The Gospel as Cosmic Announcement Versus Personal Relationship
This past Sunday at Peace of Christ church we explored the practice of “proclaiming gospel” in the 9 a.m. hour. We looked at what is at stake when making the gospel personal (personal Lord and Saviour) before cosmic (Jesus is Lord of all – In Christ God has fulfilled His promise to make the world right).
When we say the gospel is “personal,” about a “personal relationship” with God through Christ, surely we are speaking truth, but IMO we are choosing the wrong starting point. Because if the gospel is personal, about my “personal Lord and Savior,” we in essence privatize the gospel. It now seems presumptive to share this gospel with someone else. If I share it with someone else assuming it applies to them as well, I seem to be presuming too much.
The gospel in the New Testament however is always announced as a cosmic state of affairs. God has changed the course of the world(cosmos) in Christ. It is announced in 1 Cor 15:1ff. as a cosmic state of affairs. It is a reality that supersedes any one person’s life. In Christ crucified, God has defeated sin, death and evil. He has reconciled the world to Himself. In the Son’s death and resurrection, He has begun new creation. He now rules at the right hand of God the father, bringing His Kingdom in to completion. God in Christ has fulfilled His promise to Israel to make all things right. This is the new state of affairs testified to in our history of the nation of Israel and the church and the Scriptures. A new world has begun.

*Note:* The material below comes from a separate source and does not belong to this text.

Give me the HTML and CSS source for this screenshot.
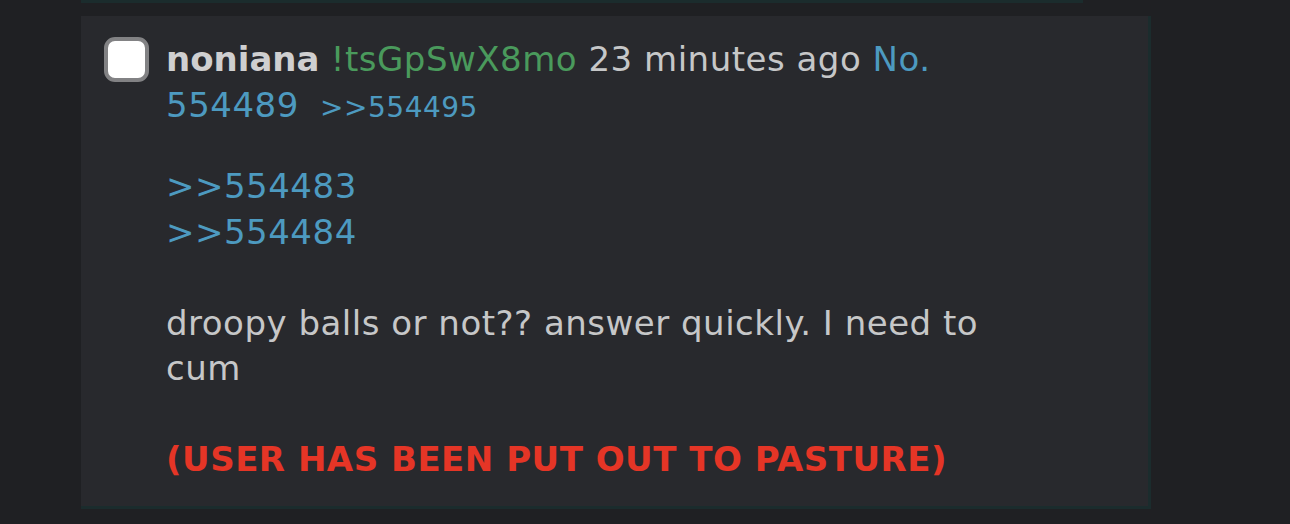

Such a new world must be announced versus shared as something personal. In the words of Stanley Hauerwas, it makes no sense to say “Jesus is Lord and that’s my personal opinion.”
But surely proclaiming such a gospel risks being coercive? It risks being that person shouting at someone through a megaphone when they’re obviously not interested. Yet our God does not come to us via coercion. He will not overwhelm us. He is love. He comes into the world to be with us, among us, and always works within the world’s fallenness (as opposed to wiping it out). He comes via a people who can recognize His Lordship and live into this new reality (read the parables of the Kingdom) as a witness to the rest of the world. The good news therefore must be witnessed to out of a life lived humbly. The new world must come in gradually with our cooperation (read the parables of the Kingdom in Matthew).
We therefore are the bearers of the good news. We announce it humbly in something that might sound like this: “I believe Jesus is Lord of all things (cosmic). This is what has happened to me (personal)? And I believe the same is true for you. He is working in all things, even your suffering and pain, to bring about His purposes (cosmic)! I proclaim He is Lord over this situation and working in it right now (cosmic). Can you see it? Can you enter in? (personal)”
This proclamation must be announced contextually. It must be declared humbly out of personal weakness. It must be proclaimed into a person’s life and circumstances. The person must know what the words “Jesus is Lord” might mean and so the context of the whole story must be told along the way. As the space opens, we must proclaim humbly and vulnerably, “the kingdom of God has come near to you” (Luke 10:9) Can you enter in?
So this announcement is cosmic first, personal second. Yet the announcement of it is always vulnerable. It is testified to out of our weakness and our own story of pain and suffering. Yet it comes with power. “I came to you in weakness and in fear and much trembling. My speech and proclamation were not with plausible words of wisdom, but with a demonstration of the Spirit and power” (1 Cor 2:3-4). This kind of proclamation opens the space for God to work. In the end, when someone accepts the invitation, this gospel is once again personal. But the way into the Kingdom starts with announcing the cosmic.
Make sense? See the same difference? What do you think?